- Dataset records -
********************

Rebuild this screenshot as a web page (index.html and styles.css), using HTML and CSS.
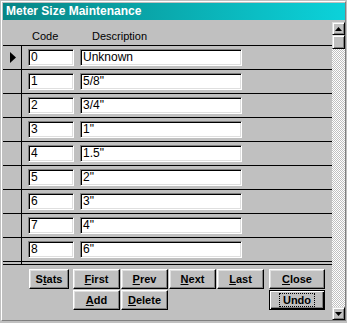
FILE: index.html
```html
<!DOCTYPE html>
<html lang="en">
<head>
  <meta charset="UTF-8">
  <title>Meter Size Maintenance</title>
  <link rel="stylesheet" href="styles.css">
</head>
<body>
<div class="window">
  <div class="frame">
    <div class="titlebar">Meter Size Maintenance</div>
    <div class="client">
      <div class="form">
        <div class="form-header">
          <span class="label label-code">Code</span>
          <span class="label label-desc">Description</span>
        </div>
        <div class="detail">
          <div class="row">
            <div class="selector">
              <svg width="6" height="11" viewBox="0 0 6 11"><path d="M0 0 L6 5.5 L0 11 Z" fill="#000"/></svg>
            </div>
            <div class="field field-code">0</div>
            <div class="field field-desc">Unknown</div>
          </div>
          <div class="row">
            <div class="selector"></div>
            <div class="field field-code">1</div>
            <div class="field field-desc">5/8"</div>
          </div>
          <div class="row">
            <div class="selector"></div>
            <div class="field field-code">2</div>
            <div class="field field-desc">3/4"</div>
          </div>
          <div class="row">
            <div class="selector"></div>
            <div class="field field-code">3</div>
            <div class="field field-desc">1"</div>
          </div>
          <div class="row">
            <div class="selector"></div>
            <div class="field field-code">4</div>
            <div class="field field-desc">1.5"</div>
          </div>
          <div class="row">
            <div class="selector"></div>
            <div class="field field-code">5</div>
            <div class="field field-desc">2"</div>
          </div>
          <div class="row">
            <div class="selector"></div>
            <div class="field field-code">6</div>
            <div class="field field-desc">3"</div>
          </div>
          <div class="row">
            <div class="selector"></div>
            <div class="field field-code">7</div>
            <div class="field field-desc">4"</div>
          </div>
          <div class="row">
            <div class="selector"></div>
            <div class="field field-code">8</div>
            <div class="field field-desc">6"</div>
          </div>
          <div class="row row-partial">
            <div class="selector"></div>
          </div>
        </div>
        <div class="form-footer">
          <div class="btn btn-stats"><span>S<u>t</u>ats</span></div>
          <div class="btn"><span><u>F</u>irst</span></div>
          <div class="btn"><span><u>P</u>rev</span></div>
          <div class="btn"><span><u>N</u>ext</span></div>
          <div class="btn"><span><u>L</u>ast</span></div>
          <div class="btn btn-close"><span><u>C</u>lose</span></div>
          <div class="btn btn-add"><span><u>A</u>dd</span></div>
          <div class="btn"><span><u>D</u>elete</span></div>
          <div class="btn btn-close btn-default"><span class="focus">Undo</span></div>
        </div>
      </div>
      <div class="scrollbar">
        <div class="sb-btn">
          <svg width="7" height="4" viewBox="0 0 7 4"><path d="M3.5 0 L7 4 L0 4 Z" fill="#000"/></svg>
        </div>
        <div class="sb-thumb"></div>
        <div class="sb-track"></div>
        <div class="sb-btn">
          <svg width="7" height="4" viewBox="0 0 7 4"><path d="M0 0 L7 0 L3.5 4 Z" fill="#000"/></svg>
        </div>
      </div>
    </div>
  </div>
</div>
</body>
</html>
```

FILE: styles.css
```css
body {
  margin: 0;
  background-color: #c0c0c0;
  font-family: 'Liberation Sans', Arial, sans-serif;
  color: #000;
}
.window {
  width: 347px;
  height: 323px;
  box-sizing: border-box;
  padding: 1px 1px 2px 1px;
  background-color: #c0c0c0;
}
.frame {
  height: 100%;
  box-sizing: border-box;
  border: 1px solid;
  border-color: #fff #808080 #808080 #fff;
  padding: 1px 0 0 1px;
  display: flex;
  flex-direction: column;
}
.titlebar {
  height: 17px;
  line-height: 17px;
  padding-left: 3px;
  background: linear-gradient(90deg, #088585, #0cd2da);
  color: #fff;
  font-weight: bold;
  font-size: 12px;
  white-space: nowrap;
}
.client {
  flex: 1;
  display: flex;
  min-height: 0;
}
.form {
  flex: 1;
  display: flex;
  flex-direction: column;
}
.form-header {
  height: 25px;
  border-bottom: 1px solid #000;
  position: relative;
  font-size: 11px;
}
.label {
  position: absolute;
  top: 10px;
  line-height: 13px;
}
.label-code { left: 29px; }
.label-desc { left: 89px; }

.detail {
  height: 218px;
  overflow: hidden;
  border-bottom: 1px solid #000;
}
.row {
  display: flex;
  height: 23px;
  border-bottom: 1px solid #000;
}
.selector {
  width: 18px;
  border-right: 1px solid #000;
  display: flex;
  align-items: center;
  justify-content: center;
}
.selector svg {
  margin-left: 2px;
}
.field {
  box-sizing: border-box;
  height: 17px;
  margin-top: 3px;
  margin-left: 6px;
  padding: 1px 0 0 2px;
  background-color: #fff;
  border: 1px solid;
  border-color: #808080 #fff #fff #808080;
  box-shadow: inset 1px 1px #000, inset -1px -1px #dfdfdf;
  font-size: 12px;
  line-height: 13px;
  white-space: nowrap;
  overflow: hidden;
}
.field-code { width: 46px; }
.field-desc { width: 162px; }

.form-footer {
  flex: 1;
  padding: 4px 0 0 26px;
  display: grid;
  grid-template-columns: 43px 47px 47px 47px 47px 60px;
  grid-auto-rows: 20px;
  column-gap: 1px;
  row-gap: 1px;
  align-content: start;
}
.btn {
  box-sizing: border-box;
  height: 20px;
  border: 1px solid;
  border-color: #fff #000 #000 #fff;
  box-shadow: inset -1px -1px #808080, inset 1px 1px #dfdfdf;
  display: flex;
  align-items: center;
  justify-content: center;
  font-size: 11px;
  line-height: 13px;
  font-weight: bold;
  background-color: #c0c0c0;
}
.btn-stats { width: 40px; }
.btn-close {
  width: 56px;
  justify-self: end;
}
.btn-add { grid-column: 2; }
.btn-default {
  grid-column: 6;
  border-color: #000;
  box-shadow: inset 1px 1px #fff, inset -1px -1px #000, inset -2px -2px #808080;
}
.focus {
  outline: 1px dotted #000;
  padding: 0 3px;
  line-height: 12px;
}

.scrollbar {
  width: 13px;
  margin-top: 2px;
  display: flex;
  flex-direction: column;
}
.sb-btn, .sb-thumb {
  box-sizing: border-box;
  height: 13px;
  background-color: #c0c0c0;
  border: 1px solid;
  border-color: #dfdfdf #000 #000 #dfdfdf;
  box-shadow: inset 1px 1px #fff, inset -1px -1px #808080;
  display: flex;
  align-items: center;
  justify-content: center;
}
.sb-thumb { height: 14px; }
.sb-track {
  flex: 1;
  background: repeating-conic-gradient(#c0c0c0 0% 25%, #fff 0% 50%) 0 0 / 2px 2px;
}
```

********************

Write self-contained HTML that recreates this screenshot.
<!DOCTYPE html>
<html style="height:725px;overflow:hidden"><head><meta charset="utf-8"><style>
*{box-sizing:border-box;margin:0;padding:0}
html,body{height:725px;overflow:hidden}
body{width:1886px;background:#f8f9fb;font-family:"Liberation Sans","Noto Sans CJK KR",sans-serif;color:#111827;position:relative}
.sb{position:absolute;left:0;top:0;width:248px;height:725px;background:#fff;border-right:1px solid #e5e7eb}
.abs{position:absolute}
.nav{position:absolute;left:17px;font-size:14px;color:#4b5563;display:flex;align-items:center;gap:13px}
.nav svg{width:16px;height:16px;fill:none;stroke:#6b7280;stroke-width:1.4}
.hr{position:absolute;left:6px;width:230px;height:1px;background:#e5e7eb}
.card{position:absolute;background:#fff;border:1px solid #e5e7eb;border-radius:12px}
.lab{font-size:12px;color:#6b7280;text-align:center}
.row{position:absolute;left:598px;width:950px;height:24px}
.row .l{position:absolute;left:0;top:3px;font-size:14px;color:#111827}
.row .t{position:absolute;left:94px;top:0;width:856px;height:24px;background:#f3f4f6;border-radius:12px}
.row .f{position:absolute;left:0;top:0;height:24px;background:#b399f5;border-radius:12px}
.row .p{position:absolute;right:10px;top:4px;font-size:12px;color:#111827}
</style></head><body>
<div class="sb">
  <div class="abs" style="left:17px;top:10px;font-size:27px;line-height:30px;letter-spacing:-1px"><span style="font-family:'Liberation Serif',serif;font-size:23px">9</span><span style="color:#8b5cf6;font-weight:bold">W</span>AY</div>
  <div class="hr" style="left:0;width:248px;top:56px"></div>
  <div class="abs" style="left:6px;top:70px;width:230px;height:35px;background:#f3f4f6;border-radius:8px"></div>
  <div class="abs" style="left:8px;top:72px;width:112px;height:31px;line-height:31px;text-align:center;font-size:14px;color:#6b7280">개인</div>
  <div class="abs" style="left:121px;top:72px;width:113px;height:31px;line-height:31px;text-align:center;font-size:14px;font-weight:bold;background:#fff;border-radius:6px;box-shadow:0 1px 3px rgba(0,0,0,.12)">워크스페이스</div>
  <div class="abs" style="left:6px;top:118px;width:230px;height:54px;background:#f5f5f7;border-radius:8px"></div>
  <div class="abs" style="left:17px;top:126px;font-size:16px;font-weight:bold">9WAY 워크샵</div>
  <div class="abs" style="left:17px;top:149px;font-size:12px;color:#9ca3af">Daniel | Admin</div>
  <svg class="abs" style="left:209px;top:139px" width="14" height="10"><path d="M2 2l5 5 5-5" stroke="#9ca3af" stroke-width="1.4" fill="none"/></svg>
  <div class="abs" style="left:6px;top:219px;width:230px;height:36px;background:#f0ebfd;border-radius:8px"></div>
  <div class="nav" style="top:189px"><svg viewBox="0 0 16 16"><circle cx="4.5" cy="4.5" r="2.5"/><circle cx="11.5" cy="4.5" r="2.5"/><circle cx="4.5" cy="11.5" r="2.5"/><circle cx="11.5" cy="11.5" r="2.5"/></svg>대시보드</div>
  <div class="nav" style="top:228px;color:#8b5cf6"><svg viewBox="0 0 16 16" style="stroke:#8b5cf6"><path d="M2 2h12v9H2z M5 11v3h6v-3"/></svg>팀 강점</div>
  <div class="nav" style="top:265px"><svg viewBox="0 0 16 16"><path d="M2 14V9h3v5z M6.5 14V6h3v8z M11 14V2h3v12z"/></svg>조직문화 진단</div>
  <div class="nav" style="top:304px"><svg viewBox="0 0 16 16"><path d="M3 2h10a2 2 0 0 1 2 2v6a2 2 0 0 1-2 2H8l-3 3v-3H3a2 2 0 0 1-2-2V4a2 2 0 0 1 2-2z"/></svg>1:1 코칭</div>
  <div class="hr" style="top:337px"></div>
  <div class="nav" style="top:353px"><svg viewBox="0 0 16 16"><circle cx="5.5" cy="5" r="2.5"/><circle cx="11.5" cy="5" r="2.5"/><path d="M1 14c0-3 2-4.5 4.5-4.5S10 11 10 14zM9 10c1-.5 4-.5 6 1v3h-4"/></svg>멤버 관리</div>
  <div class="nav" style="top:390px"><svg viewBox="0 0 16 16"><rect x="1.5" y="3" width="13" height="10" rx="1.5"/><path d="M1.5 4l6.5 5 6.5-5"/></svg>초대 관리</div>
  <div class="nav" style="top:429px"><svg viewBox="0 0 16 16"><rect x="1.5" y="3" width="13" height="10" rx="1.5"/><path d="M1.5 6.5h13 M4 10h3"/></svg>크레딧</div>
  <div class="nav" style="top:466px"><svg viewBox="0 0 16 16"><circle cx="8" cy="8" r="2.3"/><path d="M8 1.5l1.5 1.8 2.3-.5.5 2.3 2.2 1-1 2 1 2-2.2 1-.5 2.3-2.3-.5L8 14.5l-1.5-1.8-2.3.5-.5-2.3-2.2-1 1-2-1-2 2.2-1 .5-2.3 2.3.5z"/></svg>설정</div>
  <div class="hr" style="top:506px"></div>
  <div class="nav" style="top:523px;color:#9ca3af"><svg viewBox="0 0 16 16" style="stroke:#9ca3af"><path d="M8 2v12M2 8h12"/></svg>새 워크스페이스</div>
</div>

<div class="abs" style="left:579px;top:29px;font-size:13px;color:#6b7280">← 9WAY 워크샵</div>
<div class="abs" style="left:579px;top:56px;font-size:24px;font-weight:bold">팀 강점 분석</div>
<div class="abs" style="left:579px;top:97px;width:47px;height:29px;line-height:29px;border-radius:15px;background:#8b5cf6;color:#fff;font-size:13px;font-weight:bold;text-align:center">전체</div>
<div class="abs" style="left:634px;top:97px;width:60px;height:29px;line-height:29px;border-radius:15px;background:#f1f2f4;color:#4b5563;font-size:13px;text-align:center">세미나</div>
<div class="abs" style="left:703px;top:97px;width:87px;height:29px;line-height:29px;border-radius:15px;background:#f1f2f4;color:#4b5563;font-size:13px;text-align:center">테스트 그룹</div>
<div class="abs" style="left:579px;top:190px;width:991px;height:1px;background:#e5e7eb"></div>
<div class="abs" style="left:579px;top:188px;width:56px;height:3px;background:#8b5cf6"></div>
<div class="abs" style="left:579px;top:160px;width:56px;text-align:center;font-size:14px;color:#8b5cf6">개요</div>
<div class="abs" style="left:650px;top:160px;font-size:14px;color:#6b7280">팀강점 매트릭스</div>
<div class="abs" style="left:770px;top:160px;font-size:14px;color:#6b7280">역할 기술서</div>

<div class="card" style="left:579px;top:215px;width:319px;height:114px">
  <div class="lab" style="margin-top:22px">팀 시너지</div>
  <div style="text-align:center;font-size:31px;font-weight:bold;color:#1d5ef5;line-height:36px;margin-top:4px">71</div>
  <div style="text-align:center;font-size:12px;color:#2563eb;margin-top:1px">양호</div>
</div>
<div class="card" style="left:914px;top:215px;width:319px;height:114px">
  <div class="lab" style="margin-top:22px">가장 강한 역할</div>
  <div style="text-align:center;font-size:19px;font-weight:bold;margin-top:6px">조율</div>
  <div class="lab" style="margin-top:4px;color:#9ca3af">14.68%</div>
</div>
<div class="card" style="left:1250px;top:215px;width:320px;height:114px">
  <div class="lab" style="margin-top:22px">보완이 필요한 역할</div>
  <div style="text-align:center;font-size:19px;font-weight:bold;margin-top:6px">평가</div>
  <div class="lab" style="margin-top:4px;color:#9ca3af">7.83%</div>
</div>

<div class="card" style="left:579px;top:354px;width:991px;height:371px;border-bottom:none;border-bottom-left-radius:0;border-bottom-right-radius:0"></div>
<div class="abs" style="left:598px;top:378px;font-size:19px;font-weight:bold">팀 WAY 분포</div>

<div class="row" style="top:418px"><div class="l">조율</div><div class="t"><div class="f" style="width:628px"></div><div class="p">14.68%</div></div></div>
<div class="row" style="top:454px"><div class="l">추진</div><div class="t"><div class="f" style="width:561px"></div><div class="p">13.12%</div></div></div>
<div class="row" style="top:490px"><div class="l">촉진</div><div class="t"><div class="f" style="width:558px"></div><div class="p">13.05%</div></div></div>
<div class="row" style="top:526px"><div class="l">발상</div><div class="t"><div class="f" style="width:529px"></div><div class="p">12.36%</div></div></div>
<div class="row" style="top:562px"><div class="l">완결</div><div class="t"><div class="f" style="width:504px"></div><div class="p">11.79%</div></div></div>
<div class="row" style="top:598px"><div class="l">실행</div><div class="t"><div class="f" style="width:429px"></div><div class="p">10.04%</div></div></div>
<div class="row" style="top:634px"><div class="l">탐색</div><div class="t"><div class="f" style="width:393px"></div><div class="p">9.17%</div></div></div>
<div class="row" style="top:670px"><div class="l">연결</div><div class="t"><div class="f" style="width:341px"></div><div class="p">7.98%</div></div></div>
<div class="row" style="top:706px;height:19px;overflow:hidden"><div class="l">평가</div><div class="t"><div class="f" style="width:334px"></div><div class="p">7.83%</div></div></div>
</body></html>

********************

- Problem description -
Check each line above for the word "styles" and copy the ones that have it.

- Output below -
Rebuild this screenshot as a web page (index.html and styles.css), using HTML and CSS.
  <link rel="stylesheet" href="styles.css">
FILE: styles.css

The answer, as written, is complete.